To Benjamin Hawes Esq
e Secretary
               
               
               
               
               Sir,
               I have the honour to inform you that I am a British
               subject, being born in Canada, and that on the 
seventeenth day of July
                  one thousand eight hundred and forty six I was nominated and since have
               been consacrated Roman Catholic Bishop of 
Vancouver's Island.
I have the happiness to be one of the two first Missionaries sent out to 
Oregon where I have performed the 
               
sacred duties of the Ministry among the French 
Canadians and the Natives of that country for ten years.
No doubt but you know that a certain 
number of Canadians, after
               leaving the Hudson's Bay 
Company's service have been settling with their
               families in the 
Wallamet Valley which now belongs to the United States.

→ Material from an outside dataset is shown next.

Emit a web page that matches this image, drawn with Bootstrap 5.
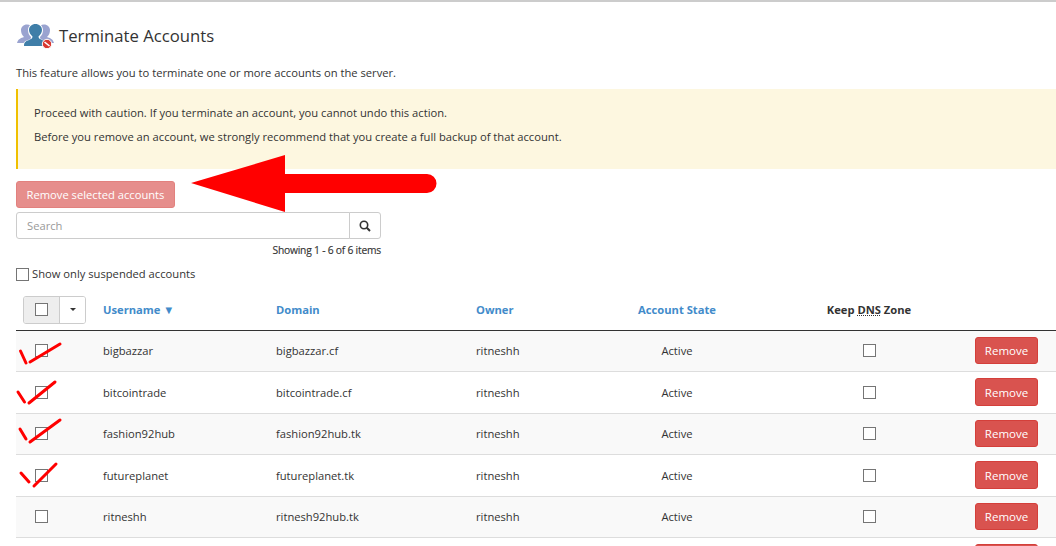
<!DOCTYPE html>
<html lang="en">
<head>
<meta charset="utf-8">
<title>Terminate Accounts</title>
<link href="https://cdn.jsdelivr.net/npm/bootstrap@5.3.0/dist/css/bootstrap.min.css" rel="stylesheet">
<style>
html,body{overflow:hidden;height:546px}
body{font-family:"Open Sans",sans-serif;font-size:11.2px;line-height:1.5;color:#333;border-top:2px solid #ccc;background:#fff}
.page-wrap{position:relative;padding:0 0 0 16px;height:544px;overflow:hidden}
.page-head{height:47px;padding-top:21px;gap:6px}
.page-head svg{margin-left:1px;margin-right:-1px}
.page-head h1{font-size:16.7px;font-weight:400;margin:0;color:#333;line-height:26px}
.intro{margin:15px 0 8px;line-height:17px}
.caution{height:80px;background:#fdf7e0;border-left:2px solid #f0c000;padding:15px 16px;color:#333}
.caution p{margin:0 0 7px;line-height:17px}
.remove-all{--bs-btn-disabled-bg:#d9534f;--bs-btn-disabled-border-color:#d43f3a;margin-top:12px;height:27px;width:159px;font-size:11.2px;padding:0;line-height:25px;border-radius:3px;display:block}
.search-box{width:365px;margin-top:4px;height:27px}
.search-box .form-control{font-size:11.2px;height:27px;padding:0 10px;border-color:#ccc;border-radius:3px 0 0 3px;color:#333}
.search-box .form-control::placeholder{color:#999}
.search-box .btn{width:32px;padding:0;border-color:#ccc;border-radius:0 3px 3px 0;background:#fff;display:flex;align-items:center;justify-content:center}
.showing{width:365px;text-align:right;font-size:10.3px;line-height:14px;margin-top:4px;letter-spacing:-.22px;-webkit-text-stroke:.15px #333}
input.tick[type=checkbox]{width:13px;height:13px;border:1px solid #757575;border-radius:0;margin:0;flex:none;background-color:#fff;float:none;display:block}
input.tick.row-pick[type=checkbox]{margin-left:12px}
input.tick.mx-auto[type=checkbox]{margin-left:auto;margin-right:auto}
.only-susp{margin-top:10px;gap:3px;line-height:14px}
.accounts{table-layout:fixed;width:1040px;margin:14.5px 0 0;--bs-table-striped-bg:#f9f9f9;--bs-table-color:#333;--bs-table-striped-color:#333;--bs-table-border-color:#ddd;font-size:11.2px}
.accounts th{padding:1px 7px 5px;border-bottom:1px solid #333;font-weight:700;vertical-align:middle;height:34px}
.accounts th:first-child{padding:0 7px 6px}
.accounts th a{color:#428bca;text-decoration:none}
.accounts td{padding:7.6px 7px 5.4px;vertical-align:middle;height:41.5px}
.accounts td.box{padding:6.5px 7px 6.5px}
.accounts td.act{padding:6px 7px 6.5px;vertical-align:top}
.accounts .cen{text-align:center}
.accounts abbr{text-decoration:underline dotted;cursor:help}
.pick{width:63px;height:28px;border:1px solid #ccc;border-radius:3px;overflow:hidden}
.pick-l{width:36px;background:#eee;border-right:1px solid #ccc;display:flex;align-items:center;justify-content:center}
.pick-r{flex:1;display:flex;align-items:center;justify-content:center;background:#fff}
.pick-r i{display:block;border:3px solid transparent;border-top-color:#333;border-bottom:0}
.remove-one{width:63px;height:27.5px;padding:1px 0 0;font-size:11.5px;line-height:1;background:#d9534f;border-color:#d43f3a;border-radius:3px;color:#fff;display:block}
.marks{position:absolute;left:0;top:-2px;pointer-events:none}
</style>
</head>
<body>
<div class="page-wrap">
  <div class="d-flex align-items-center page-head">
    <svg width="37" height="26" viewBox="0 0 37 26" aria-hidden="true">
      <path d="M0 20c1-4 4-5 7-6-2-2-3-4-3-7 0-3 2.500-5.500 6-5.500 3 0 5 2 6 5l2 9-2 4.500z" fill="#9aa3d0"/>
      <path d="M37 20c-1-4-4-5-7-6 2-2 3-4 3-7 0-3-2.500-5.500-6-5.500-3 0-5 2-6 5l-2 9 2 4.500z" fill="#9aa3d0"/>
      <path d="M6 24c0-5 2-6 5-7 2-1 3-1 3-3-2-2-3-4-3-7 0-4 3.500-7 7.500-7s7.500 3 7.500 7c0 3-1 5-3 7 0 2 1 2 3 3 3 1 5 2 5 7z" fill="#fff"/>
      <path d="M7 23c0-4 2-5 5-6 2-1 3.500-1.500 3.500-3.500-2-2-3.500-4-3.500-6.500 0-3.500 3-6 6.500-6s6.500 2.500 6.500 6c0 2.500-1.500 4.500-3.500 6.500 0 2 1.500 2.500 3.500 3.500 3 1 5 2 5 6z" fill="#3f7ea8"/>
      <circle cx="30" cy="21" r="4.700" fill="#d9372f" stroke="#fff"/>
      <path d="M27.500 19l5 4" stroke="#fff" stroke-width="1.600"/>
    </svg>
    <h1>Terminate Accounts</h1>
  </div>
  <p class="intro">This feature allows you to terminate one or more accounts on the server.</p>
  <div class="caution">
    <p>Proceed with caution. If you terminate an account, you cannot undo this action.</p>
    <p>Before you remove an account, we strongly recommend that you create a full backup of that account.</p>
  </div>
  <button type="button" class="btn btn-danger remove-all" disabled>Remove selected accounts</button>
  <div class="input-group search-box">
    <input type="text" class="form-control" placeholder="Search" aria-label="Search">
    <button type="button" class="btn" aria-label="Search">
      <svg width="12" height="12" viewBox="0 0 12 12" aria-hidden="true"><circle cx="5" cy="5" r="3.700" fill="none" stroke="#333" stroke-width="1.600"/><path d="M7.800 7.800l3.200 3.200" stroke="#333" stroke-width="2"/></svg>
    </button>
  </div>
  <div class="showing">Showing 1 - 6 of 6 items</div>
  <label class="d-flex align-items-center only-susp"><input type="checkbox" class="form-check-input tick"> Show only suspended accounts</label>
  <table class="table table-striped accounts">
    <colgroup><col style="width:80px"><col style="width:173px"><col style="width:200px"><col style="width:115px"><col style="width:186px"><col style="width:198px"><col style="width:88px"></colgroup>
    <thead>
      <tr>
        <th><div class="d-flex pick"><span class="pick-l"><input type="checkbox" class="form-check-input tick" aria-label="Select all"></span><span class="pick-r"><i></i></span></div></th>
        <th><a href="#">Username ▼</a></th>
        <th><a href="#">Domain</a></th>
        <th><a href="#">Owner</a></th>
        <th class="cen"><a href="#">Account State</a></th>
        <th class="cen">Keep <abbr title="Domain Name System">DNS</abbr> Zone</th>
        <th></th>
      </tr>
    </thead>
    <tbody>
      <tr><td class="box"><input type="checkbox" class="form-check-input tick row-pick" aria-label="Select"></td><td>bigbazzar</td><td>bigbazzar.cf</td><td>ritneshh</td><td class="cen">Active</td><td class="cen box"><input type="checkbox" class="form-check-input tick mx-auto" aria-label="Keep DNS"></td><td class="act"><button type="button" class="btn remove-one">Remove</button></td></tr>
      <tr><td class="box"><input type="checkbox" class="form-check-input tick row-pick" aria-label="Select"></td><td>bitcointrade</td><td>bitcointrade.cf</td><td>ritneshh</td><td class="cen">Active</td><td class="cen box"><input type="checkbox" class="form-check-input tick mx-auto" aria-label="Keep DNS"></td><td class="act"><button type="button" class="btn remove-one">Remove</button></td></tr>
      <tr><td class="box"><input type="checkbox" class="form-check-input tick row-pick" aria-label="Select"></td><td>fashion92hub</td><td>fashion92hub.tk</td><td>ritneshh</td><td class="cen">Active</td><td class="cen box"><input type="checkbox" class="form-check-input tick mx-auto" aria-label="Keep DNS"></td><td class="act"><button type="button" class="btn remove-one">Remove</button></td></tr>
      <tr><td class="box"><input type="checkbox" class="form-check-input tick row-pick" aria-label="Select"></td><td>futureplanet</td><td>futureplanet.tk</td><td>ritneshh</td><td class="cen">Active</td><td class="cen box"><input type="checkbox" class="form-check-input tick mx-auto" aria-label="Keep DNS"></td><td class="act"><button type="button" class="btn remove-one">Remove</button></td></tr>
      <tr><td class="box"><input type="checkbox" class="form-check-input tick row-pick" aria-label="Select"></td><td>ritneshh</td><td>ritnesh92hub.tk</td><td>ritneshh</td><td class="cen">Active</td><td class="cen box"><input type="checkbox" class="form-check-input tick mx-auto" aria-label="Keep DNS"></td><td class="act"><button type="button" class="btn remove-one">Remove</button></td></tr>
      <tr><td></td><td></td><td></td><td></td><td></td><td></td><td class="act"><button type="button" class="btn remove-one" aria-label="Remove">&nbsp;</button></td></tr>
    </tbody>
  </table>
  <svg class="marks" width="1056" height="546" viewBox="0 0 1056 546" aria-hidden="true">
    <path d="M191 183L285 155V174H427a9.500 9.500 0 0 1 0 19H285V212Z" fill="#f00"/>
    <g stroke="#f00" stroke-width="3" stroke-linecap="round" fill="none">
      <path d="M20.500 351L26 363M30 362L60 344"/>
      <path d="M18 392L24.500 402M29 403L55 382"/>
      <path d="M20 429L26 439M30 442L60 420"/>
      <path d="M21 473L29 482M34 486L56 464"/>
    </g>
  </svg>
</div>
</body>
</html>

               On my leaving 
Oregon some of them were 
telling me they would willingly
               go and settle on 
Vancouver's   Island
Island, would the Company allow them to do
               so. I have great reason to believe that the establishment of a Catholic
               Mission on 
the Island will cause many of them, as well as those that
               will be let free, to settle on it: which they would not do if they had
               no prospect of having Clergymen amongst them.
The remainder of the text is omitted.